In each of the above noted embodiments, the gas filled member 36 is sized 
and pre-pressurized to meet the requirements of a particular hydraulic 
system. The precharge of the gas is controlled to a predetermined level. 
In order to ensure that the fixed maximum surface to volume ratio is 
maintain, the gas filled members 36 can be maintained in a pressurized 
vessel until installed in a housing or system. 
The gas filled members 36 can be filled with gas in a controlled high 
pressure environment and when they are removed from the high pressure 
environment, the gas therein would be a pressurized gas at a predetermined 
pressure. In order to make the gas filled member 36 more dense, the gas 
chamber could be filled with a foam or other porous material. 

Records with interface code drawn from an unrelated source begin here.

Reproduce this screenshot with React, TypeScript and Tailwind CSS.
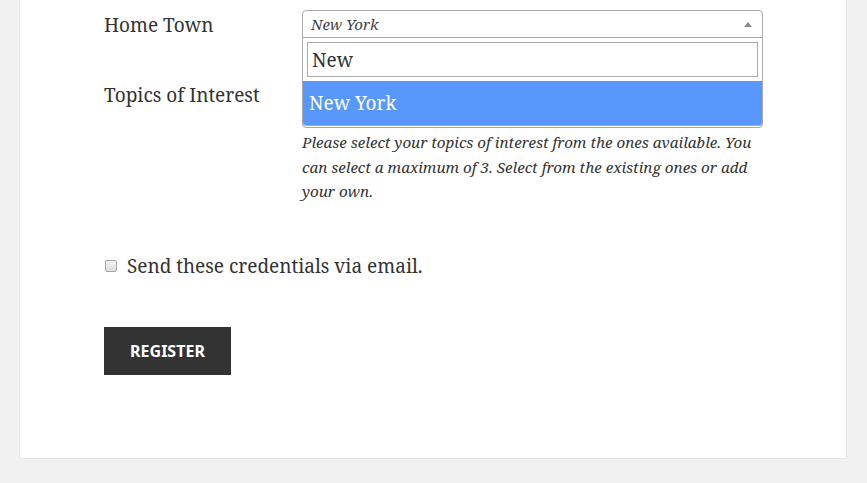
export default function App() {
  return (
    <div className="min-h-[483px] w-full bg-[#f1f1f1] font-['Noto_Serif','DejaVu_Serif',serif] text-[#333]">
      <div className="ml-[20px] w-[826px] bg-white pb-[83px] shadow-[0_0_1px_rgba(0,0,0,0.25)]">
        <div className="pl-[84px] pr-[83px] pt-[10px]">
          {/* Home Town */}
          <div className="flex">
            <label className="w-[198px] pt-[2px] text-[19px] leading-[26px]">Home Town</label>
            <div className="relative w-[461px]">
              <div className="flex h-[28px] items-center justify-between rounded-t-[4px] border border-[#aaa] pl-[8px] pr-[8px]">
                <span className="pt-[1px] text-[15px] italic text-[#444]">New York</span>
                <svg width="8" height="5" viewBox="0 0 8 5" className="mr-[2px]">
                  <path d="M0 5 L4 0 L8 5 Z" fill="#888" />
                </svg>
              </div>
              {/* open dropdown */}
              <div className="absolute left-0 top-[28px] z-10 w-[461px] rounded-b-[4px] border border-t-0 border-[#aaa] bg-white">
                <div className="p-[4px]">
                  <div className="flex h-[35px] items-center border border-[#aaa] px-[4px] pt-[2px] text-[19px] text-[#333]">
                    New
                  </div>
                </div>
                <div className="flex h-[44px] items-center rounded-b-[3px] bg-[#5897fb] px-[6px] text-[19px] text-white">
                  New York
                </div>
              </div>
            </div>
          </div>

          {/* Topics of Interest */}
          <div className="mt-[43px] flex">
            <label className="w-[198px] pt-[1px] text-[19px] leading-[26px]">Topics of Interest</label>
            <div className="w-[461px]">
              <div className="h-[47px] rounded-[4px] border border-[#aaa]" />
              <p className="mt-[2px] text-[15.2px] italic leading-[24.5px] text-[#333]">
                Please select your topics of interest from the ones available. You can select a maximum of 3. Select from the existing ones or add your own.
              </p>
            </div>
          </div>

          {/* Send credentials */}
          <div className="mt-[49px] flex items-center">
            <span className="ml-[1px] inline-block h-[12px] w-[12px] rounded-[2px] border border-[#a6a6a6] bg-gradient-to-b from-[#f4f4f4] to-[#dedede]" />
            <span className="ml-[10px] text-[19px] leading-[26px]">Send these credentials via email.</span>
          </div>

          {/* Register */}
          <button className="mt-[48px] flex h-[48px] w-[127px] items-center justify-center bg-[#333] font-['Noto_Sans',sans-serif] text-[16px] font-bold uppercase text-white">
            Register
          </button>
        </div>
      </div>
    </div>
  );
}
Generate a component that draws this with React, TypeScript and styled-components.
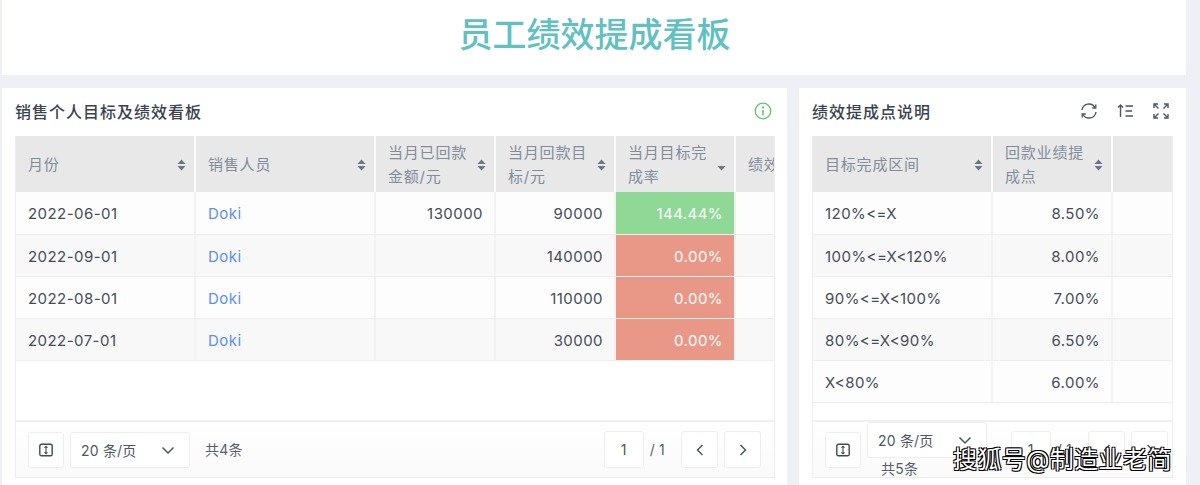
import React from "react";
import styled, { createGlobalStyle } from "styled-components";

const Global = createGlobalStyle`
  html, body { margin: 0; padding: 0; height: 485px; overflow: hidden; background: #eef0f6; }
  * { box-sizing: border-box; }
  body { font-family: Inter, "Noto Sans CJK SC", sans-serif; }
`;

const Page = styled.div`
  position: relative;
  width: 1200px;
  height: 485px;
  overflow: hidden;
  padding: 0 14px 0 2px;
  display: flex;
  flex-direction: column;
  gap: 13px;
`;
const TitleCard = styled.header`
  height: 75px;
  flex: none;
  background: #fff;
  display: flex;
  align-items: center;
  justify-content: center;
`;
const Title = styled.h1`
  margin: 0 0 5px 1px;
  font-size: 34px;
  font-weight: 500;
  color: #5fc1c2;
  line-height: 1;
`;
const Panels = styled.div`
  display: flex;
  gap: 12px;
  flex: none;
  height: 410px;
`;
const Panel = styled.section<{ $w: number; $pad: number }>`
  width: ${(p) => p.$w}px;
  flex: none;
  background: #fff;
  padding: 0 ${(p) => p.$pad}px 0 13px;
  display: flex;
  flex-direction: column;
`;
const PanelHead = styled.div`
  height: 48px;
  flex: none;
  padding-bottom: 2px;
  display: flex;
  align-items: center;
  justify-content: space-between;
`;
const PanelTitle = styled.h2`
  margin: 0;
  font-size: 16px;
  font-weight: 500;
  letter-spacing: 1px;
  color: #3a4250;
`;
const Tools = styled.div<{ $end: number }>`
  display: flex;
  align-items: center;
  gap: 19px;
  padding-right: ${(p) => p.$end}px;
  color: #4b5563;
`;
const Frame = styled.div`
  height: 342px;
  border: 1px solid #eeeeef;
  border-top: none;
  display: flex;
  flex-direction: column;
  overflow: hidden;
`;
const Row = styled.div<{ $cols: string; $alt?: boolean; $h: number }>`
  display: grid;
  grid-template-columns: ${(p) => p.$cols};
  height: ${(p) => p.$h}px;
  flex: none;
  background: ${(p) => (p.$alt ? "#f8f8f9" : "#fdfdfd")};
  border-bottom: 1px solid #eeeeef;
`;
const HeadRow = styled.div<{ $cols: string }>`
  display: grid;
  grid-template-columns: ${(p) => p.$cols};
  height: 56px;
  flex: none;
  background: #e8e8e9;
`;
const HeadCell = styled.div`
  display: flex;
  align-items: center;
  justify-content: space-between;
  padding: 1px 8px 0 12px;
  border-right: 2px solid #fbfbfb;
  font-size: 15px;
  letter-spacing: 0.8px;
  line-height: 24px;
  color: #828c9b;
  white-space: pre-line;
  overflow: hidden;
  &:last-child { border-right: none; }
`;
const CutLabel = styled.span`
  white-space: nowrap;
`;
const Cell = styled.div<{ $right?: boolean; $fill?: string; $link?: boolean }>`
  display: flex;
  align-items: center;
  justify-content: ${(p) => (p.$right ? "flex-end" : "flex-start")};
  padding: 1px 11px 0 12px;
  border-right: 2px solid #f2f2f3;
  font-size: 15px;
  letter-spacing: 0.45px;
  color: ${(p) => (p.$fill ? "#fff" : p.$link ? "#5b8ff0" : "#454c59")};
  background: ${(p) => p.$fill ?? "transparent"};
  &:last-child { border-right: none; }
`;
const Spacer = styled.div`
  flex: 1;
  border-bottom: 2px solid #f0f0f1;
`;
const Foot = styled.div<{ $end: number }>`
  height: 55px;
  flex: none;
  display: flex;
  align-items: center;
  justify-content: space-between;
  padding: 0 ${(p) => p.$end}px 0 12px;
  background: linear-gradient(#fff, #fafafa);
`;
const FootSide = styled.div`
  display: flex;
  align-items: center;
  gap: 6px;
`;
const Box = styled.button<{ $w: number; $h?: number }>`
  width: ${(p) => p.$w}px;
  height: ${(p) => p.$h ?? 37}px;
  flex: none;
  padding: 0;
  display: flex;
  align-items: center;
  justify-content: center;
  background: #fff;
  border: 1px solid #eeeeef;
  border-radius: 3px;
  color: #4b5563;
  font: inherit;
  font-size: 14px;
`;
const Select = styled(Box)`
  justify-content: space-between;
  padding: 0 14px 0 10px;
  letter-spacing: 0.2px;
  color: #4f5663;
`;
const Muted = styled.span<{ $ml?: number }>`
  font-size: 14px;
  line-height: 17px;
  color: #585f6c;
  letter-spacing: 0.2px;
  margin-left: ${(p) => p.$ml ?? 0}px;
`;
const PagerGap = styled.span`
  width: 4px;
`;
const WrapStack = styled.div`
  display: flex;
  flex-direction: column;
  align-items: flex-start;
  margin-top: -1px;
  gap: 2px;
`;
const Watermark = styled.div`
  position: absolute;
  left: 953px;
  top: 444px;
  font-size: 24px;
  line-height: 32px;
  color: #fff;
  letter-spacing: 0.4px;
  white-space: nowrap;
  text-shadow: 1px 1px 0 #000, -1px 1px 0 #000, 1px -1px 0 #000, -1px -1px 0 #000;
`;

const Sort = ({ active }: { active?: boolean }) => (
  <svg width="9" height="12" viewBox="0 0 9 12" style={{ flex: "none" }}>
    {!active && <path d="M4.5 0.5 8.5 5H.5z" fill="#6b7585" />}
    <path d="M.5 7h8l-4 4.5z" fill="#6b7585" />
  </svg>
);
const Info = () => (
  <svg width="18" height="18" viewBox="0 0 18 18" fill="none" stroke="#62c66e" strokeWidth="1.3">
    <circle cx="9" cy="9" r="7.8" />
    <path d="M9 8v5.4" strokeWidth="1.5" />
    <circle cx="9" cy="5.4" r=".5" fill="#62c66e" />
  </svg>
);
const Refresh = () => (
  <svg width="18" height="18" viewBox="0 0 18 18" fill="none" stroke="currentColor" strokeWidth="1.4">
    <path d="M2 8a7 7 0 0 1 13-2.5M16 10a7 7 0 0 1-13 2.5" />
    <path d="M15.8 2.4v3.6h-3.6M2.2 15.6V12h3.6" strokeWidth="1.3" />
  </svg>
);
const SortList = () => (
  <svg width="17" height="16" viewBox="0 0 17 16" fill="none" stroke="currentColor" strokeWidth="1.4">
    <path d="M3.5 14V2M1 4.5 3.5 2 6 4.5M8.5 3H16M8.5 8H15M8.5 13H16" />
  </svg>
);
const Expand = () => (
  <svg width="16" height="16" viewBox="0 0 16 16" fill="none" stroke="currentColor" strokeWidth="1.4">
    <path d="M1 5V1h4M11 1h4v4M1 11v4h4M15 11v4h-4M2 2l3.5 3.5M14 2l-3.5 3.5M2 14l3.5-3.5M14 14l-3.5-3.5" />
  </svg>
);
const RowHeight = () => (
  <svg width="14" height="14" viewBox="0 0 14 14" fill="none" stroke="#414a59" strokeWidth="1.4">
    <rect x=".8" y="1.2" width="12.4" height="11.6" rx="1.6" />
    <path d="M7 3.5v7M5.5 4.6 7 3.2l1.5 1.4M5.5 9.4 7 10.8l1.5-1.4" strokeWidth="1.1" />
  </svg>
);
const Chevron = ({ d }: { d: string }) => (
  <svg width="14" height="14" viewBox="0 0 14 14" fill="none" stroke="#4b5563" strokeWidth="1.5">
    <path d={d} />
  </svg>
);
const DOWN = "M1.5 4.5 7 10l5.5-5.5";
const LEFT = "M9.5 2 4.5 7l5 5";
const RIGHT = "M4.5 2l5 5-5 5";

const leftCols = "180px 180px 120px 120px 120px 1fr";
const rightCols = "180px 120px 1fr";
const sales = [
  ["2022-06-01", "130000", "90000", "144.44%", "#90d896"],
  ["2022-09-01", "", "140000", "0.00%", "#e99888"],
  ["2022-08-01", "", "110000", "0.00%", "#e99888"],
  ["2022-07-01", "", "30000", "0.00%", "#e99888"],
];
const points = [
  ["120%<=X", "8.50%"],
  ["100%<=X<120%", "8.00%"],
  ["90%<=X<100%", "7.00%"],
  ["80%<=X<90%", "6.50%"],
  ["X<80%", "6.00%"],
];

const Pager = () => (
  <FootSide>
    <Box $w={40}>1</Box>
    <Muted>/ 1</Muted>
    <PagerGap />
    <Box $w={37}><Chevron d={LEFT} /></Box>
    <Box $w={37}><Chevron d={RIGHT} /></Box>
  </FootSide>
);

export default function App() {
  return (
    <Page>
      <Global />
      <TitleCard>
        <Title>员工绩效提成看板</Title>
      </TitleCard>
      <Panels>
        <Panel $w={785} $pad={12}>
          <PanelHead>
            <PanelTitle>销售个人目标及绩效看板</PanelTitle>
            <Tools $end={3}><Info /></Tools>
          </PanelHead>
          <Frame>
            <HeadRow $cols={leftCols}>
              <HeadCell>月份<Sort /></HeadCell>
              <HeadCell>销售人员<Sort /></HeadCell>
              <HeadCell>{"当月已回款\n金额/元"}<Sort /></HeadCell>
              <HeadCell>{"当月回款目\n标/元"}<Sort /></HeadCell>
              <HeadCell>{"当月目标完\n成率"}<Sort active /></HeadCell>
              <HeadCell><CutLabel>绩效提成</CutLabel></HeadCell>
            </HeadRow>
            {sales.map((r, i) => (
              <Row key={r[0]} $cols={leftCols} $alt={i % 2 === 1} $h={i === 0 ? 43 : 42}>
                <Cell>{r[0]}</Cell>
                <Cell $link>Doki</Cell>
                <Cell $right>{r[1]}</Cell>
                <Cell $right>{r[2]}</Cell>
                <Cell $right $fill={r[4]}>{r[3]}</Cell>
                <Cell />
              </Row>
            ))}
            <Spacer />
            <Foot $end={13}>
              <FootSide>
                <Box $w={36} $h={36}><RowHeight /></Box>
                <Select $w={120} $h={36}>20 条/页<Chevron d={DOWN} /></Select>
                <Muted $ml={9}>共4条</Muted>
              </FootSide>
              <Pager />
            </Foot>
          </Frame>
        </Panel>
        <Panel $w={387} $pad={13}>
          <PanelHead>
            <PanelTitle>绩效提成点说明</PanelTitle>
            <Tools $end={4}><Refresh /><SortList /><Expand /></Tools>
          </PanelHead>
          <Frame>
            <HeadRow $cols={rightCols}>
              <HeadCell>目标完成区间<Sort /></HeadCell>
              <HeadCell>{"回款业绩提\n成点"}<Sort /></HeadCell>
              <HeadCell />
            </HeadRow>
            {points.map((r, i) => (
              <Row key={r[0]} $cols={rightCols} $alt={i % 2 === 1} $h={i === 0 ? 43 : 42}>
                <Cell>{r[0]}</Cell>
                <Cell $right>{r[1]}</Cell>
                <Cell />
              </Row>
            ))}
            <Spacer />
            <Foot $end={4}>
              <FootSide>
                <Box $w={36} $h={36}><RowHeight /></Box>
                <WrapStack>
                  <Select $w={120} $h={36}>20 条/页<Chevron d={DOWN} /></Select>
                  <Muted $ml={14}>共5条</Muted>
                </WrapStack>
              </FootSide>
              <Pager />
            </Foot>
          </Frame>
        </Panel>
      </Panels>
      <Watermark>搜狐号@制造业老简</Watermark>
    </Page>
  );
}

In order to provide a quick way of determining which gas filled members of 
a certain size to use in specific applications, each gas filled member 
having a different precharge could be identified by different colors or 
have other identifying marks thereon. 
In view of the foregoing, it is readily apparent that the accumulators 24 
described herein are easily made integral with other components of the 
hydraulic system 10 and the volumetric capacities and precharged pressure 
can be controlled to satisfy the requirements of the particular hydraulic 
system. Likewise, it is apparent that the respective accumulators 24 may 
be placed in various locations within the hydraulic system 10 either 
integral with other components or connected to existing conduits. 
Other aspects, objects and advantages of the invention can be obtained from 
a study of the drawings, the disclosure and the appended claims.